Von Michael Zirnstein

Wenn Moses Pelham das Wort erhebt, wird es ernst. Schon mit dem Rödelheim Hartreim Projekt verlieh der Frankfurter dem damals im Vorschulalter befindlichen deutschen Hip-Hop Gedankenschwere. Dann wieder war das Zerwürfnis des mächtigen Musikproduzenten mit seinem Freund und Mündel Xavier Naidoo so abgrundtief wie die Versöhnung später himmelhochjauchzend. Als Songwriter und Rapper teilte Pelham in einer Solo-Trilogie sein inneres Leid mit der ganzen Nation: "Meine Heimat ist ein Herz". Nun zum neuen Album "Emuna" deuten die Zeichen gar auf einen künstlerischen Überlebenskampf: Der Piepton des Puls-Monitors zu Beginn im Stück "Notaufnahme" - das ist also die Platten-Aufnahme eines Notfallpatienten. Alles ist existenziell, alles ist Selbstheilung, aber auch das Schwert eines Song-Samurais: Die Kunst sei ein Auftrag, eine "heilige Pflicht", denn "Lieder retten Leben", nicht nur seines, sinniert er im Soul-vollen "Weiße Fahne", seine Stimme nur von Cello, Klavier und Tränen begleitet. Das Stücke schöpfe "seine Brutalität aus seiner Fragilität", sagt Pelham. Er ist verwundet, aber sein Wille ungebrochen: "Solang mein Herz schlägt, solang ich leb', weht hier keine weiße Fahne." Ja, im "Stresstest" des heutigen Hip-Hop, in dem der alte Meister sich von den Lehrbuben unverstanden fühlt, ist dies "Mucke für wenn's hart auf hart kommt".

Dann inszeniert sich der bibelfeste Soulbruder auf einem Foto im Kapuzenpulli wie ein Mönch in der Kutte.

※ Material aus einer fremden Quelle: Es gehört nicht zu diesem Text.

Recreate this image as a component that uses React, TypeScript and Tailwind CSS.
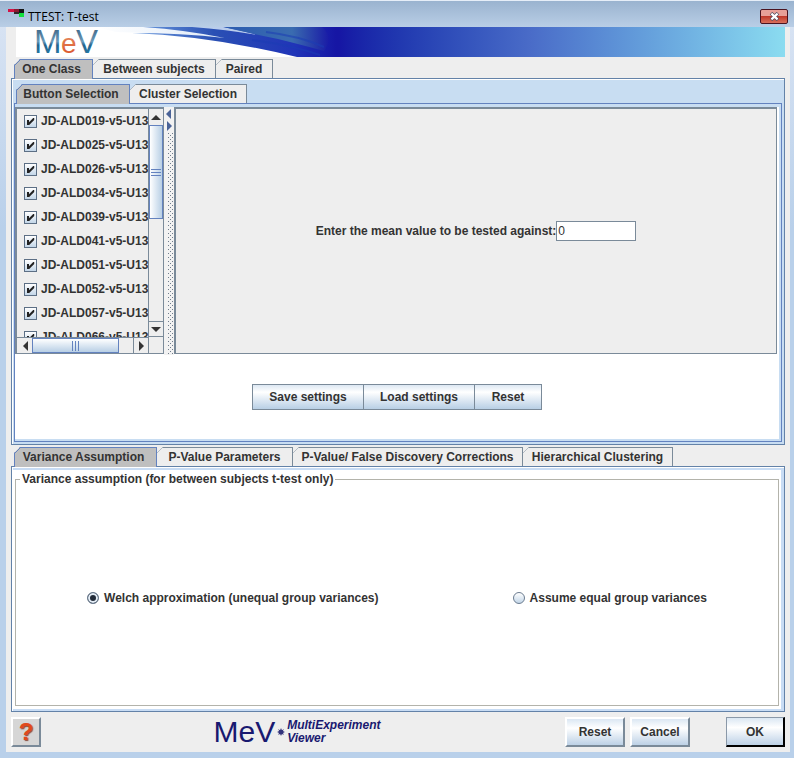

Es geht nicht bloß um Glauben, es geht um "Emuna". Glaube auf Deutsch ist schwach, demütig vor Gott, erklärt Pelham, das hebräische Wort "Emuna" übersetzt er frei nach seinem Rabbiner-Freund David mit einer "Kraft durch den Glauben", der sich in einer alttestamentarischen Moses-Geschichte sogar Gott beugte. Angst davor, zum spirituellen Spinner abgestempelt zu werden (wie oft Naidoo), kennt Pelham nicht. Er ist so gut drauf wie lange nicht. Diese "Emuna" bereitet Moses 2.0 auf Großes vor, wie er im Titelstück andeutet: "In meinem Weg sind keine Steine sondern Stufen." Und ein hilfreicher Engel singt beflügelnd: "Plötzlich hebst du ab, es ist nichts was dich hält." Die Stimme ist die von Silbermond-Sängerin Stefanie Kloß, nicht der einzige Gast. Namika spricht einen selbstironischen Text im Stück "Äää", das wiederum der Comedian Atze Schröder mit einem Zitat des anarchistischen Kängurus von Marc-Uwe kling startet: "Viele sagen, man soll dann gehen, wenn's am schönsten ist. Aber ich sage, man soll dahin gehen, wo's am schönsten ist." Wo auch immer das für Pelham ist, sein Humor wird meist unterschätzt.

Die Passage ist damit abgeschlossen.